A Little About Windowing Functions And Joins In SQL Server

Do Best

Video Summary

In this video, I delve into some common issues in query writing and indexing that can significantly impact performance. Starting off with a few personal updates, I recently got a new haircut and am experimenting with different socks—though you won’t see them in the video, I’m trying to figure out which level of subscription is best for revealing my sock choices! Moving on from the fun stuff, I address a query scenario where using `ROW_NUMBER()` in conjunction with joins can lead to performance bottlenecks. By examining how SQL Server handles this situation without indexes and then creating an appropriate index, we uncover some interesting insights into parallel execution plans and the importance of proper indexing for windowing functions. This video is inspired by a real-world issue I faced recently where a query was running extremely slow, taking up to five minutes before optimization. Through better syntax and strategic indexing, we see significant improvements in both performance and execution plan efficiency.

Full Transcript

Erik Darling here with Darling Data. And I just want to give you a couple personal updates on me. One is that I got a haircut. Feeling good about the haircut. Two is I’m wearing a new pair of socks. You can’t see that.
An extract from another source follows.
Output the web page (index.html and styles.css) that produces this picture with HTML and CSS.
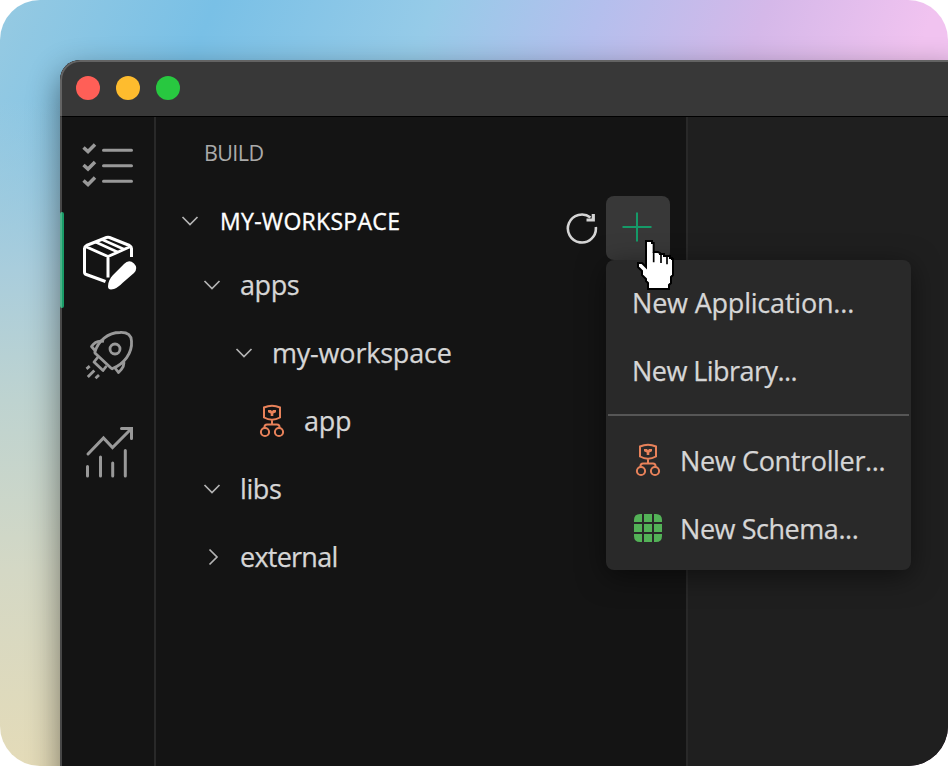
FILE: index.html
```html
<!DOCTYPE html>
<html lang="en">
<head>
<meta charset="utf-8">
<title>Build</title>
<link rel="stylesheet" href="styles.css">
</head>
<body>
<svg width="0" height="0" class="defs">
  <symbol id="down" viewBox="0 0 20 20"><path d="M2.500 6 10 13.500 17.500 6" fill="none" stroke="currentColor" stroke-width="1.700"/></symbol>
  <symbol id="ctrl" viewBox="0 0 26 34"><g fill="none" stroke="#e8825a" stroke-width="2">
    <path d="M5 3.500Q13 0 21 3.500V13.500Q13 18 5 13.500ZM13 16V20.500M5.500 24.500V23Q5.500 20.500 8 20.500H18Q20.500 20.500 20.500 23V24.500"/>
    <circle cx="6" cy="28" r="4.100"/><circle cx="20" cy="28" r="4.100"/></g>
    <path d="M9 6H12L13 7.200 14 6H17V8.200L14.300 9.500V12H11.700V9.500L9 8.200Z" fill="#e8825a"/></symbol>
</svg>
<div class="stage">
  <div class="window">
    <header class="titlebar"><i class="dot red"></i><i class="dot yellow"></i><i class="dot green"></i></header>
    <div class="content">
      <nav class="activity">
        <div class="tool"><svg width="96" height="96" viewBox="0 0 96 96" fill="none" stroke="currentColor" stroke-width="3" stroke-linecap="round" stroke-linejoin="round"><path d="M43.500 33.300H71.500M43.500 48.700H71.500M43.500 64.300H71.500"/><path stroke-linecap="butt" stroke-linejoin="miter" stroke-width="3.500" d="M23.500 30.500 28 34.500 35 27.500M23.500 48 28 52 35 45M23.500 63.500 28 67.500 35 60.500"/></svg></div>
        <div class="tool active"><svg width="96" height="96" viewBox="0 0 96 96" fill="none" stroke="currentColor" stroke-width="3" stroke-linejoin="round"><path d="M45.500 68.500 26.300 61.500Q24.500 61 24.500 59V35.500Q24.500 33.500 26.500 32.500L46.500 24.500Q48 24 49.500 24.500L69.500 32.500Q71.500 33.500 71.500 35.500V44M25.500 33.500 48 43.500 70.500 33.500M48 43.500V64.500"/><path stroke-width="2.600" d="M35.500 29 57.500 39M42 26.500 64 36.300"/><path d="M48 73.500C48 69 50 65 53 62L64 51Q69 46 74 50.500 78.500 55 74 60L63 69.500Q57 76 51 76.500 48 76.500 48 73.500Z" fill="currentColor" stroke="none"/></svg></div>
        <div class="tool"><svg width="96" height="96" viewBox="0 0 96 96"><g transform="translate(0 6)" fill="none" stroke="currentColor" stroke-width="2.800" stroke-linejoin="round"><path d="M35 37C38 26 48 17.500 60 17.500Q71 17 71.500 26C72.500 38 64 49 52.500 53.500Q52 54 51 53L36 39Q34.500 38 35 37Z"/><circle cx="55" cy="34" r="5"/><path d="M35 35.500 31.500 31.500Q36 24.500 44 26.500M63.500 45.500Q65.500 51 58.500 57.500L55 53M38 42 34 47 43 55.500 46.500 51M29.700 51.200 26.500 53.800M34.300 55.500 27.800 62M39 60 35.500 63.200"/></g></svg></div>
        <div class="tool"><svg width="96" height="96" viewBox="0 0 96 96" fill="none" stroke="currentColor" stroke-width="3" stroke-linecap="round"><path transform="translate(0 7)" d="M28 42 43.500 26 52.500 35.500 71 17M61.500 16.500H71.500V26.500M27.500 54.500V64M40.500 45V64M52.700 51V64M65.300 38.500V64" stroke-linejoin="miter"/></svg></div>
      </nav>
      <aside class="sidebar">
        <div class="caption"><span class="t-build">BUILD</span></div>
        <div class="section"><svg class="chev" width="20" height="20"><use href="#down"/></svg><strong>MY-WORKSPACE</strong>
          <svg class="refresh" width="34" height="34" viewBox="0 0 34 34" fill="none" stroke="#d4d4d4" stroke-width="2.600"><path d="M30.800 16A14 14 0 1 1 25.500 6.500"/><path stroke-width="3.200" d="M28.300 3V9H21.500"/></svg>
          <button class="add" aria-label="New"><svg width="32" height="32" viewBox="0 0 32 32" stroke="#159a68" stroke-width="2"><path d="M1.500 16H30.500M16 1.500V30.500"/></svg></button>
        </div>
        <div class="row lvl1"><svg class="chev" width="20" height="20"><use href="#down"/></svg><span class="t-apps">apps</span></div>
        <div class="row lvl2"><svg class="chev" width="20" height="20"><use href="#down"/></svg><span class="t-ws">my-workspace</span></div>
        <div class="row lvl3"><svg width="26" height="34"><use href="#ctrl"/></svg><span class="t-app">app</span></div>
        <div class="row lvl1"><svg class="chev" width="20" height="20"><use href="#down"/></svg><span class="t-libs">libs</span></div>
        <div class="row lvl1"><svg class="chev" width="20" height="20" viewBox="0 0 20 20"><path d="M7.500 2.500 15 10 7.500 17.500" fill="none" stroke="currentColor" stroke-width="1.700"/></svg><span class="t-ext">external</span></div>
      </aside>
      <main class="editor"></main>
    </div>
  </div>
  <div class="menu">
    <div class="item"><span class="t-na">New Application...</span></div>
    <div class="item"><span class="t-nl">New Library...</span></div>
    <hr>
    <div class="item icon"><svg width="26" height="34"><use href="#ctrl"/></svg><span class="t-nc">New Controller...</span></div>
    <div class="item icon"><svg width="28" height="28" viewBox="0 0 28 28" fill="#53b257"><path d="M8 0V8H0V6Q0 0 6 0ZM10 0H18V8H10ZM20 0H22Q28 0 28 6V8H20ZM0 10H8V18H0ZM10 10H18V18H10ZM20 10H28V18H20ZM0 20H8V28H6Q0 28 0 22ZM10 20H18V28H10ZM20 20H28V22Q28 28 22 28H20Z"/></svg><span class="t-ns">New Schema...</span></div>
  </div>
  <svg class="cursor" width="40" height="52" viewBox="255 162 120 156"><path d="M288 168H306V174H311V201H324L330 204V207H342V213H360V219H366V222H369V270L363 276V294L357 300V312H294V294L288 288V282L282 276 276 270V258L264 246V234H276L282 240 288 246Z" fill="#fff" stroke="#000" stroke-width="6"/><path d="M311 201V232M333 207V234M351 213V238" stroke="#000" stroke-width="5"/></svg>
</div>
</body>
</html>
```
FILE: styles.css
```css
* { box-sizing: border-box; }
body { margin: 0; background: #fff; font: 27px/1 "Open Sans", "Noto Sans", sans-serif; color: #d6d6d6; }
.defs { position: absolute; }
.stage {
  position: relative; width: 948px; height: 766px; padding: 60px 0 0 60px; overflow: hidden; border-radius: 40px;
  background:
    linear-gradient(180deg, transparent 100px, #a9cddc 270px, #bed3d0 400px, #d4d8c5 570px, #e4dbb8 766px) 0 0 / 60px 100% no-repeat,
    linear-gradient(112deg, #96cae2 0, #79c0e6 200px, #96cbe8 405px, #b4bfed 560px, #d5b8e9 715px, #f1c3f0 870px);
}
.window {
  position: relative; display: flex; flex-direction: column; width: 900px; height: 740px; overflow: hidden;
  border-radius: 20px 0 0 0; background: #141414; box-shadow: 0 12px 32px rgba(0, 0, 0, .48);
}
/* Translucent rim over the window's edge */
.window::after {
  content: ""; position: absolute; inset: 0; border-radius: inherit; pointer-events: none;
  border: solid rgba(255, 255, 255, .22); border-width: 2px 0 0 2px;
}
.titlebar { display: flex; flex: none; align-items: center; gap: 16px; height: 57px; padding: 0 0 0 16px; background: #383838; border-bottom: 1px solid #000; }
.dot { width: 24px; height: 24px; border-radius: 50%; }
.red { background: #ff5f57; }
.yellow { background: #febc2e; }
.green { background: #28c840; }
.content { display: flex; flex: 1; }
.activity { width: 96px; border-right: 2px solid #292929; color: #999; }
.tool { height: 96px; }
.tool svg { display: block; }
.active { color: #fff; position: relative; }
.active::before { content: ""; position: absolute; left: 0; top: -1px; width: 4px; height: 96px; background: #199c68; border-radius: 2px; }
.sidebar { width: 532px; border-right: 2px solid #292929; }
.editor { flex: 1; background: #1f1f1f; }
.caption { display: flex; align-items: center; height: 72px; padding-left: 48px; font-size: 21.500px; color: #aaa; }
.section { display: flex; align-items: center; height: 64px; margin-bottom: -2px; padding: 0 16px 0 24px; color: #fff; }
.section strong { font-size: 23px; font-weight: 500; margin-left: 20px; letter-spacing: .3px; -webkit-text-stroke: .35px #fff; }
.chev { flex: none; color: #b4b4b4; }
.refresh { margin-left: auto; margin-top: 13px; }
.add { display: flex; align-items: center; justify-content: center; width: 64px; height: 64px; margin: 14px 0 0 7px; padding: 0 2px 2px 0; border: 0; border-radius: 8px; background: #383838; }
.row { display: flex; align-items: center; height: 68px; }
.row svg { margin-top: -1px; }
.row .chev { margin-top: 0; }
.row span { margin: -2px 0 0 18px; }
.row span, .item span { -webkit-text-stroke: .25px #d6d6d6; }
.lvl1 { padding-left: 46px; }
.lvl2 { padding-left: 78px; }
.lvl3 { padding-left: 103px; }
.row .t-app { margin-left: 19px; letter-spacing: -.3px; }
.t-build { letter-spacing: -.6px; }
.t-apps, .t-libs { letter-spacing: -.4px; }
.t-ws, .t-na { letter-spacing: -.2px; }
.t-ext { letter-spacing: -.75px; }
.t-nl { letter-spacing: -.55px; }
.t-nc { letter-spacing: -.35px; }
.t-ns { letter-spacing: -.45px; }
.menu { position: absolute; left: 606px; top: 260px; width: 305px; height: 310px; padding: 8px 2px; border-radius: 8px; background: #292929; box-shadow: 0 6px 28px rgba(0, 0, 0, .5); }
.menu hr { height: 2px; margin: 10px 0 10px; border: 0; background: #565656; }
.item { display: flex; align-items: center; height: 68px; padding-left: 24px; white-space: nowrap; }
.item.icon { padding-left: 26px; }
.icon svg { width: 28px; }
.icon span { margin-left: 18px; }
.cursor { position: absolute; left: 635px; top: 239px; }
```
I haven’t quite decided which subscriber level I want to start revealing my socks at, but we’ll figure that out eventually. From a technical perspective, well, a few things. Got a rather brusk comment the other day. Someone saying that they could hear me breathing and they didn’t like that I cleared my throat and that I was full of myself. So, I’ve taken some steps to remedy all three of those things. One, as a fellow misophonia sufferer, I understand the… as well.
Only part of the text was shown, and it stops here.